Вывод: я пишу художественную прозу редко; раз в 6-7 лет, ибо фининспектор не станет считаться с моими мотовствами вроде: 1) сожженного здоровья, 2) траты времени на прочтение 4 историй математики, 3) трех дорого стоивших поездок в горы (для оживления сюжета в себе) и т. д., и вычтет из нищенского гонорара; так я буду лучше «халтурить»; писать, как большинство; кто там разберет, кто писал: художник слова или «стрекун»? Знаю, что мои «халтурные» произведения больше нравятся, ибо они приспособлены для чтения глазами, и языковой проблемы в них нет. А то Белый, художник, дотошно пристает: нет, – ты, читая, внутренне произноси; прочтя, – перечти: еще и еще. Читатель зол, критик зол: «Непонятно пишет писатель Белый».
Не понимают, что навык к художественному чтению необходим, как необходима перекоординация слуховых центров от трепака к Девятой симфонии. Непонятно не то что трудно (трудно сегодня, завтра – легко); непонятно то, что в итоге усилий научиться художественно читать остается непонятным.

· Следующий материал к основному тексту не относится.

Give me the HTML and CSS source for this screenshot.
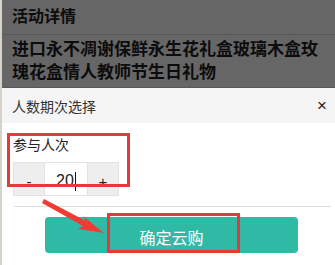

А кто будет различать понятие о необходимой затрудненности ради будущей легкости от понятия неудобоваримости по существу?
Андрей Белый, будучи еще и публицистом, существует главным образом публицистикой, питающей и обувающей его; и раз в 6–7 лет, «настрочив» для хлеба, проедает этот хлеб в мотовстве ужасных терзаний работы над художественным оформлением.
И это потому, что он надеется, что в 2000-м году, в будущем социалистическом государстве, его усилия будут исторически оправданы потомками тех, кто его осмеивает как глупо и пусто верещащий телеграфный столб.